**Stated goal**.
List the lines of this listing that hold the word "Tailwind".

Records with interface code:
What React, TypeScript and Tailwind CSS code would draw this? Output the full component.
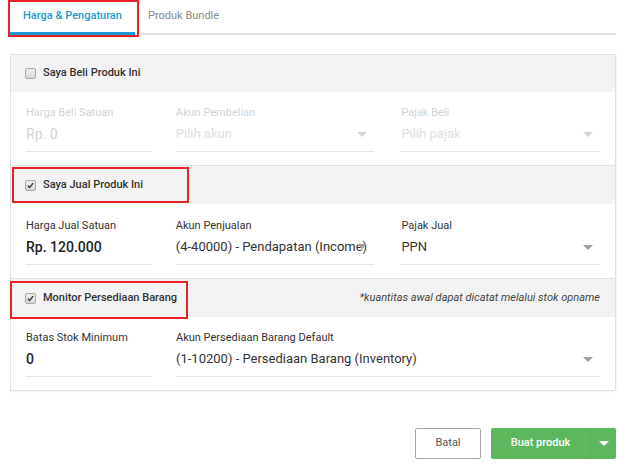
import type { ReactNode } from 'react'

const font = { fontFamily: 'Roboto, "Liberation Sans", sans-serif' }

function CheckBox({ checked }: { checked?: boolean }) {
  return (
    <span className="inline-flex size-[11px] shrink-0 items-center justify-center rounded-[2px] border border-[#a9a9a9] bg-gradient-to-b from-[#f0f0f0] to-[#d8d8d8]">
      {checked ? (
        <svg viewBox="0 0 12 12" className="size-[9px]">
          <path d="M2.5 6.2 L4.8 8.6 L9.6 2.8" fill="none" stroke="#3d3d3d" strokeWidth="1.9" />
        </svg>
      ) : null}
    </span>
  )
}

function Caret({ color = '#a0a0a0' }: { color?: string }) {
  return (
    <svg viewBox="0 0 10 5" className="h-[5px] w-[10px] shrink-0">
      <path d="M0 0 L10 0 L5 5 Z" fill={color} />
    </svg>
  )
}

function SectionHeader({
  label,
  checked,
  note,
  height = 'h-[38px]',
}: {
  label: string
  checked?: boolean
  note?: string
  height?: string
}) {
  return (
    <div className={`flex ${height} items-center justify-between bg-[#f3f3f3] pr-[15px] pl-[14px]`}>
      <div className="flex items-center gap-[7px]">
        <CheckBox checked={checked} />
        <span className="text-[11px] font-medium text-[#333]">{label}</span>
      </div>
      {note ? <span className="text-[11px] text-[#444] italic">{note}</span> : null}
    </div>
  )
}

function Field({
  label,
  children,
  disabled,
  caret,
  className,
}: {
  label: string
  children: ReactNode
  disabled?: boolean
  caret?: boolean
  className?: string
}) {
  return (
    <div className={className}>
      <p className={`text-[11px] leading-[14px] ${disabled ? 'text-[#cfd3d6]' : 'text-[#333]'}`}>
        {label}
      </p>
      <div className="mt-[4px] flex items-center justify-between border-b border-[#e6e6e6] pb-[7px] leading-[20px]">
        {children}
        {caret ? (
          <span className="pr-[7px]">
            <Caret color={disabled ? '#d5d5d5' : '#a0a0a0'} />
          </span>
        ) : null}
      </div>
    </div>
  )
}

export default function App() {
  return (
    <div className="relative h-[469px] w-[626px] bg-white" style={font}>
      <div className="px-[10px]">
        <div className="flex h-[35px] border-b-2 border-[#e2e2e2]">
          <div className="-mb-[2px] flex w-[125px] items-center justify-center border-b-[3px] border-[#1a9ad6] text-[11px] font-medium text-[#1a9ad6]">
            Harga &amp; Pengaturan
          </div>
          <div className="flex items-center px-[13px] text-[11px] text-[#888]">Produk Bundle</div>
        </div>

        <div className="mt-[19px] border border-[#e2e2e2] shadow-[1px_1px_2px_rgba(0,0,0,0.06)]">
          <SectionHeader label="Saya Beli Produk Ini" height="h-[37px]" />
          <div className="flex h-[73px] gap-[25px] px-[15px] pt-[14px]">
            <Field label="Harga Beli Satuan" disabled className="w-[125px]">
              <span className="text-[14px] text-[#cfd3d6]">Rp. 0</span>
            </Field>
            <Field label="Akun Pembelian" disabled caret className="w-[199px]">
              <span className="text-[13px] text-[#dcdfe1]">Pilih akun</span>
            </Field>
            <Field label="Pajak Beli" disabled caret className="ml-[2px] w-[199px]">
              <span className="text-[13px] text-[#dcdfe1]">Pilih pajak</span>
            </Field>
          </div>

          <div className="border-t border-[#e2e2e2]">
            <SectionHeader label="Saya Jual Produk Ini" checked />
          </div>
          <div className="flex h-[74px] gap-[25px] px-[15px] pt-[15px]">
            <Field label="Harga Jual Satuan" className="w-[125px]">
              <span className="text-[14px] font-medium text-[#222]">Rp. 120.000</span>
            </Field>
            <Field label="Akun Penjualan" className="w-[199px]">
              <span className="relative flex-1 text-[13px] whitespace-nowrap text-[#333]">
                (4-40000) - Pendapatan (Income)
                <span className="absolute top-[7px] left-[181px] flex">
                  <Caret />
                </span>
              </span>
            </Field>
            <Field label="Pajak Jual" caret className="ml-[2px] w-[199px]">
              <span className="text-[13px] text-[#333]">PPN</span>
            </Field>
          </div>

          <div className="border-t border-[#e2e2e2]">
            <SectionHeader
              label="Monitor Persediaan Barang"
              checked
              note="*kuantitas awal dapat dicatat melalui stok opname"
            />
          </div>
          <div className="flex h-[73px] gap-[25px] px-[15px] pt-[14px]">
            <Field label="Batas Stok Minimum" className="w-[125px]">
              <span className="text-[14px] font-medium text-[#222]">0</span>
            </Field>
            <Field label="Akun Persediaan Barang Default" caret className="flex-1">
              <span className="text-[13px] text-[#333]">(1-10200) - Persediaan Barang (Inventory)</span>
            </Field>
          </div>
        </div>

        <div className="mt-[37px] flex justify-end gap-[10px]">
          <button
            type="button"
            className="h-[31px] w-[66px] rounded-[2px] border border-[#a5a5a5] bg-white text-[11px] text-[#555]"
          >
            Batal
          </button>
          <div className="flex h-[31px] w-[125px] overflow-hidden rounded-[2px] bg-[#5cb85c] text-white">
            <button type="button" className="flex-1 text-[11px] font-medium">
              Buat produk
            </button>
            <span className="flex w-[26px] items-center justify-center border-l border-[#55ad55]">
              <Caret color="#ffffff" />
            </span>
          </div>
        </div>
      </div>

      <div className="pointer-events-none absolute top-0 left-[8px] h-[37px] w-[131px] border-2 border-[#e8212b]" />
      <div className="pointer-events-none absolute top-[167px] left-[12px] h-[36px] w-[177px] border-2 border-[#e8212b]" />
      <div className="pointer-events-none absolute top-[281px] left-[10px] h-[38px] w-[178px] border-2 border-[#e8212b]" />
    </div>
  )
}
---
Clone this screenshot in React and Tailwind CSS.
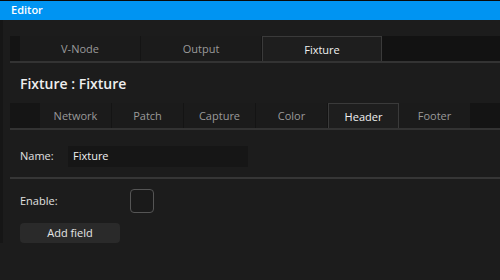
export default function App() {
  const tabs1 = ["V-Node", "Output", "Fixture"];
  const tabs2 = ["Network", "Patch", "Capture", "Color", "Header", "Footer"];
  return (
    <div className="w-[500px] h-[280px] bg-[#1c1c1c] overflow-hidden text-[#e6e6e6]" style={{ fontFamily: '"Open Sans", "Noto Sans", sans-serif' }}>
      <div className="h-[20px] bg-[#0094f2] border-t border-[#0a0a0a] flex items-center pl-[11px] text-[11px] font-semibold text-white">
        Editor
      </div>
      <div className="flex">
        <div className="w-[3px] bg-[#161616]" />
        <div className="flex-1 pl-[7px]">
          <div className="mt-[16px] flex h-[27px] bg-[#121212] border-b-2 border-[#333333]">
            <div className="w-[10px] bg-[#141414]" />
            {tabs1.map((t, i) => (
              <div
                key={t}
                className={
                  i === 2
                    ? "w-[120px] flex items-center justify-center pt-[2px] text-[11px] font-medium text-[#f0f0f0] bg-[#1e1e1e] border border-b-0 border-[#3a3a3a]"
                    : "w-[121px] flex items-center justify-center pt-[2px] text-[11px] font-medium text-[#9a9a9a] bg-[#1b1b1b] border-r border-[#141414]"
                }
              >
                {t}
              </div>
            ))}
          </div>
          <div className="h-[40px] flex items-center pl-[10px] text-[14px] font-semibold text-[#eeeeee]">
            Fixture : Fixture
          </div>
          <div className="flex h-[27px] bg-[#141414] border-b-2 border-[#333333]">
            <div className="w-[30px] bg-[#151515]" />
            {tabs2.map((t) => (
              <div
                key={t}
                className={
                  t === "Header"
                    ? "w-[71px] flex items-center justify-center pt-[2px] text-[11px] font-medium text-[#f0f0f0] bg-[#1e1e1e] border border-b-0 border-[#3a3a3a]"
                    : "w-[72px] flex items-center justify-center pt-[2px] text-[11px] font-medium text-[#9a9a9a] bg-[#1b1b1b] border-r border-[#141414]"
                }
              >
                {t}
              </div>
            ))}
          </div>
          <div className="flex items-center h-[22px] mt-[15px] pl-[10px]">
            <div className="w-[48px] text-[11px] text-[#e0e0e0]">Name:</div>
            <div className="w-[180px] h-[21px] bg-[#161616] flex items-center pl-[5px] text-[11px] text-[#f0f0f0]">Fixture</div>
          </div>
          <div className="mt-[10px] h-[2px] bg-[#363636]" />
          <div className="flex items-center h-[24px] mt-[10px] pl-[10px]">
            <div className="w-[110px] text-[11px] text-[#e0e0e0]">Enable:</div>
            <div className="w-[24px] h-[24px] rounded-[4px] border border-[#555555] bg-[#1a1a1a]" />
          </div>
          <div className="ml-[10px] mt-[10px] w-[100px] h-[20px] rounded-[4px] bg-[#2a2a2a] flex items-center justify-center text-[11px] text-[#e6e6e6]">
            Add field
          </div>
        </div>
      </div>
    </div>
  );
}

**Answer to the task**.
What React, TypeScript and Tailwind CSS code would draw this? Output the full component.
Clone this screenshot in React and Tailwind CSS.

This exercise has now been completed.